Interactive data analysis is also indispensable for the development of new methodology. For example, in my field of research, exploring the data has led to the discovery of the need for new methods and motivated new approaches that handle specific cases that existing workflows can’t handle.

So why I am concerned? As public datasets become larger and more numerous, many funding agencies, policy makers and industry leaders are advocating for using cloud computing to bring computing to the data. If done correctly, this would provide a great improvement over the current redundant and unsystematic approach of everybody downloading data and working with it locally. However, after looking into the details of some of these plans, I have become a bit concerned that perhaps the importance of IDA is not fully appreciated by decision makers.

As an example consider the NIH efforts to promote data-driven discovery that center around plans for the Data Commons. The linked page describes an ecosystem with four components one of which is “Software”. According to the description, the software component of The Commons should provide “[a]ccess to and deployment of scientific analysis tools and pipeline workflows”. There is no mention of a strategy that will grant access to the raw data.

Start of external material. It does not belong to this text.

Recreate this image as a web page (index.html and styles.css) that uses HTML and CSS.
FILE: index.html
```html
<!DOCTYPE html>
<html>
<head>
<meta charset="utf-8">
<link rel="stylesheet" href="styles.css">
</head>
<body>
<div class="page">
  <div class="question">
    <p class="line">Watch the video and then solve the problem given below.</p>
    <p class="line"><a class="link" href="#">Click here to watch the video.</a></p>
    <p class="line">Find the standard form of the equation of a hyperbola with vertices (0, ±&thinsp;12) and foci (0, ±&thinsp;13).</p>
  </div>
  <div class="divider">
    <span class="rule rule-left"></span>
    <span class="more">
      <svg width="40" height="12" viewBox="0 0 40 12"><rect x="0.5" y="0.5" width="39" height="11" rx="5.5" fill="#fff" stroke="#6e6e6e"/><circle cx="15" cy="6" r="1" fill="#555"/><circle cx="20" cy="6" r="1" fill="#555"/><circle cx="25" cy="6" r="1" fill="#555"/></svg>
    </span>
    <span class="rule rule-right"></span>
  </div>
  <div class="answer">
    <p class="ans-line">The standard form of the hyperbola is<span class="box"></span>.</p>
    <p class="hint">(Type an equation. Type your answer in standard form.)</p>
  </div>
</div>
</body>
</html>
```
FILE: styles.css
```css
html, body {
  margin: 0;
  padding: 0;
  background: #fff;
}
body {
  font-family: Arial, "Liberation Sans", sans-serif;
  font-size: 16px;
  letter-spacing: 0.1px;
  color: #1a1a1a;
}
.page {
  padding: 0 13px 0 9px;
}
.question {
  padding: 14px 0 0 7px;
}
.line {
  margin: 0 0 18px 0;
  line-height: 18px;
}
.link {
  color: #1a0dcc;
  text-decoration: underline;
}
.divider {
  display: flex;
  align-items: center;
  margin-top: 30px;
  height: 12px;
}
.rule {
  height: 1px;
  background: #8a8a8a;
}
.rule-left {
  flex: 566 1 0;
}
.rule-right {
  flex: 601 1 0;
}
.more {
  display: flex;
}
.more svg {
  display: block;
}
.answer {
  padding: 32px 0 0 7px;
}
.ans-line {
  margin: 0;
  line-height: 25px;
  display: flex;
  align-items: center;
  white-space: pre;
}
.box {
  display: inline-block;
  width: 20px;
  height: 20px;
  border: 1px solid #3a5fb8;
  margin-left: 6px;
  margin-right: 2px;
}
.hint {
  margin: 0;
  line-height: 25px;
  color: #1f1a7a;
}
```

Without this, carefully checking the workflow output and developing the analysis tools and pipeline workflows of the future will be difficult.

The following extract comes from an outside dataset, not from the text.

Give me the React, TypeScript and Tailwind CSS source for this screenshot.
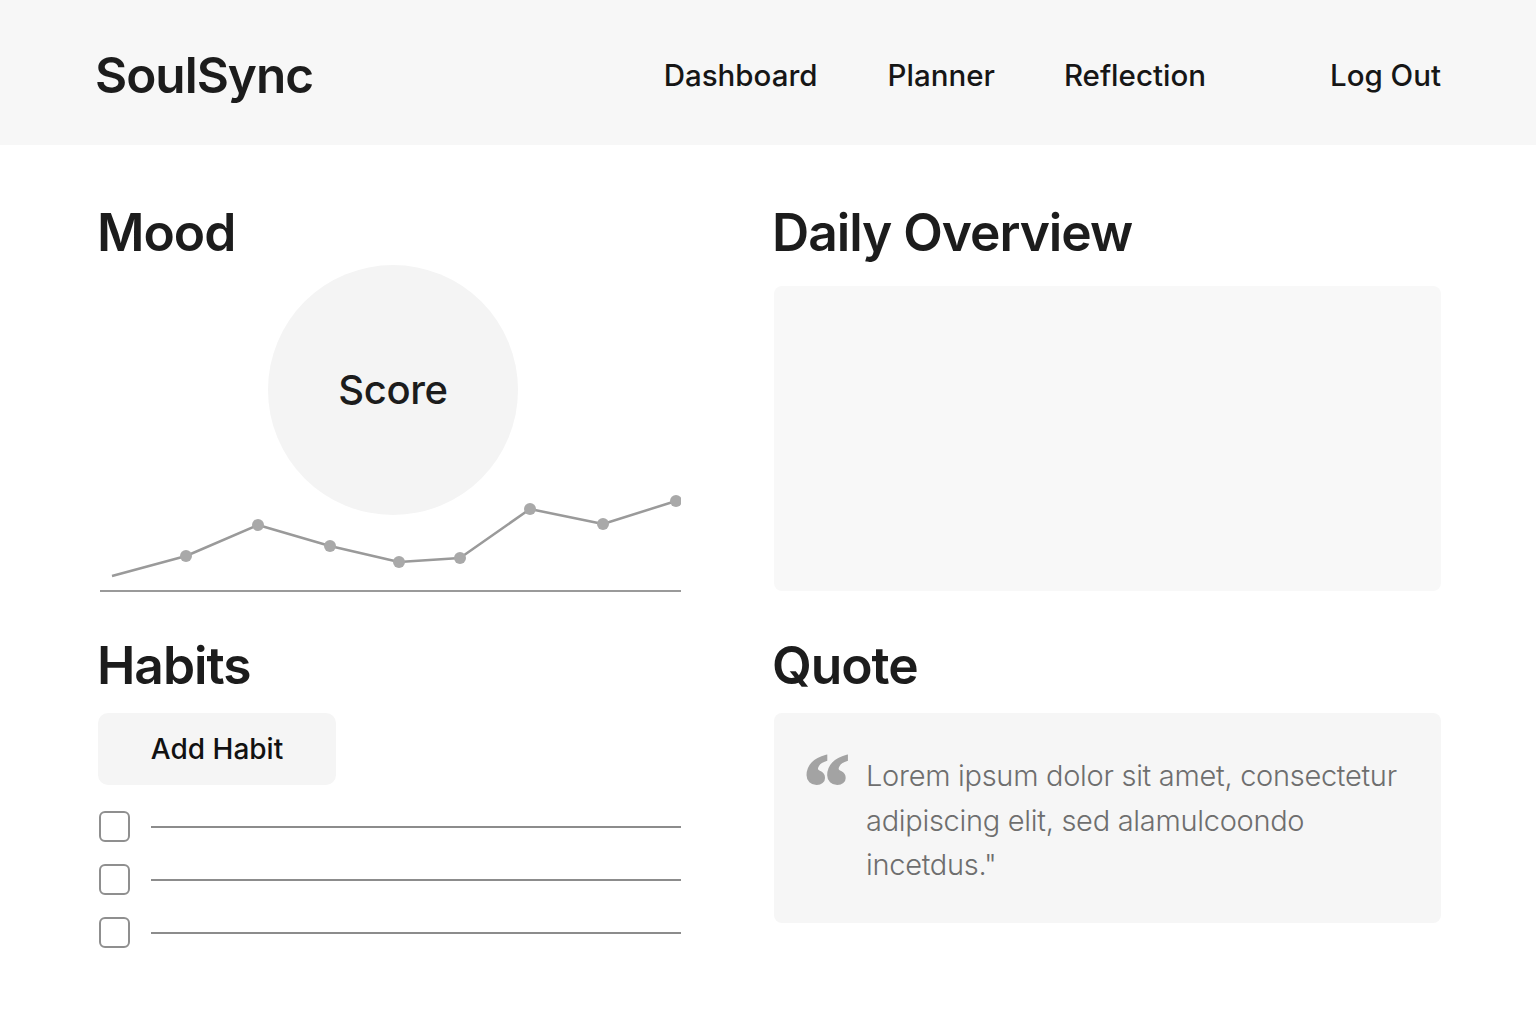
import React from "react";

const moodPoints: [number, number][] = [
  [88, 61],
  [160, 30],
  [232, 51],
  [301, 67],
  [362, 63],
  [432, 14],
  [505, 29],
  [578, 6],
];

function MoodChart() {
  const line = [[14, 81] as [number, number], ...moodPoints].map(([x, y]) => `${x},${y}`).join(" ");
  return (
    <svg width="583" height="98" viewBox="0 0 583 98" className="relative -mt-[20px] block">
      <polyline points={line} fill="none" stroke="#9a9a9a" strokeWidth="2.5" strokeLinejoin="round" />
      {moodPoints.map(([x, y], i) => (
        <circle key={i} cx={x} cy={y} r="6" fill="#a9a9a9" />
      ))}
      <line x1="2" y1="96" x2="583" y2="96" stroke="#9a9a9a" strokeWidth="2" />
    </svg>
  );
}

function HabitRow() {
  return (
    <div className="flex items-center gap-[21px] pl-px">
      <div className="h-[31px] w-[31px] shrink-0 rounded-[6px] border-2 border-[#8f8f8f]" />
      <div className="h-[2px] flex-1 bg-[#8c8c8c]" />
    </div>
  );
}

export default function App() {
  return (
    <div className="min-h-screen bg-white font-['Inter',sans-serif] text-[#1c1c1c]">
      <header className="flex h-[145px] items-center bg-[#f7f7f7] pl-[95px] pr-[95px] pt-[7px]">
        <div className="text-[49.5px] font-semibold leading-none tracking-[-0.02em]">SoulSync</div>
        <nav className="ml-auto flex items-center text-[29.5px] font-medium leading-none text-[#161616]">
          <a className="mr-[70px]">Dashboard</a>
          <a className="mr-[69px]">Planner</a>
          <a className="mr-[124px]">Reflection</a>
          <a>Log Out</a>
        </nav>
      </header>

      <main className="grid grid-cols-[583px_667px] gap-x-[93px] gap-y-[47px] pl-[98px] pt-[62px]">
        <section className="flex flex-col">
          <h2 className="-ml-px text-[51.5px] font-semibold leading-none tracking-[-0.02em]">Mood</h2>
          <div className="ml-[170px] mt-[6px] flex h-[250px] w-[250px] items-center justify-center rounded-full bg-[#f4f4f4]">
            <span className="text-[40px] font-medium tracking-[-0.01em]">Score</span>
          </div>
          <MoodChart />
        </section>

        <section className="flex flex-col">
          <h2 className="-ml-[2px] text-[51.5px] font-semibold leading-none tracking-[-0.02em]">Daily Overview</h2>
          <div className="mt-[27px] h-[305px] rounded-[8px] bg-[#f8f8f8]" />
        </section>

        <section className="flex flex-col">
          <h2 className="-ml-px text-[51.5px] font-semibold leading-none tracking-[-0.02em]">Habits</h2>
          <button className="mt-[22px] flex h-[72px] w-[238px] items-center justify-center rounded-[10px] bg-[#f5f5f5] text-[28px] font-medium text-[#111]">
            Add Habit
          </button>
          <div className="mt-[26px] flex flex-col gap-[22px]">
            <HabitRow />
            <HabitRow />
            <HabitRow />
          </div>
        </section>

        <section className="flex flex-col">
          <h2 className="-ml-[2px] text-[51.5px] font-semibold leading-none tracking-[-0.02em]">Quote</h2>
          <div className="mt-[22px] flex h-[210px] rounded-[8px] bg-[#f6f6f6] pl-[29px] pt-[31px]">
            <span className="h-[50px] w-[63px] shrink-0 font-['Liberation_Serif',serif] text-[94px] font-bold leading-[0.9] text-[#a3a3a3] [-webkit-text-stroke:2px_#a3a3a3]">
              “
            </span>
            <p className="w-[550px] pt-[10px] text-[29px] font-light leading-[44.5px] tracking-[-0.01em] text-[#6e6e6e]">
              Lorem ipsum dolor sit amet, consectetur adipiscing elit, sed alamulcoondo incetdus."
            </p>
          </div>
        </section>
      </main>
    </div>
  );
}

I note that data analysis workflows are very popular in fields in which data analysis is indispensible, as is the case in biomedical research, my focus area. In this field, data generators, which typically lead the scientific enterprise, are not always trained data analysts. But the literature is overflowing with proposed workflows. You can gauge the popularity of these by the vast number published in the nature journals as demonstrated by this google search:

Nature workflows

In a field in which data generators are not data analysis experts, the workflow has the added allure that it removes the need to think deeply about data analysis and instead shifts the responsibility to pre-approved software. Note that these workflows are not always described with the mathematical language or computer coded needed to truly understand it but rather with a series of PowerPoint shapes. The gist of the typical data analysis workflow can be simplified into the following:

workflows

This simplification of the data analysis process makes it particularly worrisome that the intricacies of IDA are not fully appreciated.

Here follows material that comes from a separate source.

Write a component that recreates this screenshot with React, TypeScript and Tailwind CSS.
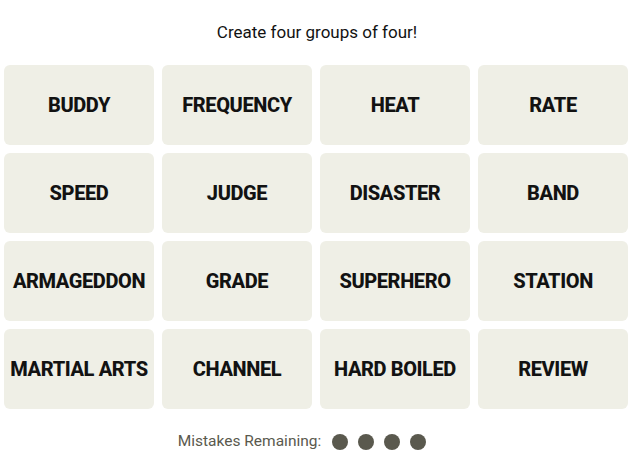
import React from "react";

const words = [
  "BUDDY", "FREQUENCY", "HEAT", "RATE",
  "SPEED", "JUDGE", "DISASTER", "BAND",
  "ARMAGEDDON", "GRADE", "SUPERHERO", "STATION",
  "MARTIAL ARTS", "CHANNEL", "HARD BOILED", "REVIEW",
];

export default function App() {
  return (
    <div className="w-[634px] h-[454px] bg-white flex flex-col items-center" style={{ fontFamily: "Roboto, 'Liberation Sans', sans-serif" }}>
      <p className="mt-[22px] h-[20px] text-[17px] leading-[20px] text-[#121212]">Create four groups of four!</p>
      <div className="mt-[23px] ml-[-2px] grid grid-cols-[repeat(4,150px)] grid-rows-[repeat(4,80px)] gap-[8px]">
        {words.map((w) => (
          <div key={w} className="bg-[#efefe6] rounded-[6px] flex items-center justify-center text-[20px] font-extrabold text-[#121212] tracking-[-0.4px] whitespace-nowrap">
            {w}
          </div>
        ))}
      </div>
      <div className="mt-[21px] ml-[-30px] flex items-center text-[#5a594e]">
        <span className="text-[15.5px] mr-[1px]">Mistakes Remaining:</span>
        {[0, 1, 2, 3].map((i) => (
          <span key={i} className="ml-[10px] w-[16px] h-[16px] rounded-full bg-[#5a594e]" />
        ))}
      </div>
    </div>
  );
}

As mentioned above, data analysis workflows are a necessary component of the scientific enterprise. Without them the process would slow down to a halt. However, workflows should only be implemented once consensus is reached regarding its optimality. And even then, IDA is needed to assure that the process is performing as expected. The career of many of my colleagues has been dedicated mostly to the development of such analysis tools. We have learned that rushing to implement workflows before they are mature enough can have widespread negative consequences. And, at least in my experience, developing rigorous tools is impossible without interactive data analysis. So I hope that this post helps make a case for the importance of interactive data analysis and that it continues to be a part of the scientific enterprise.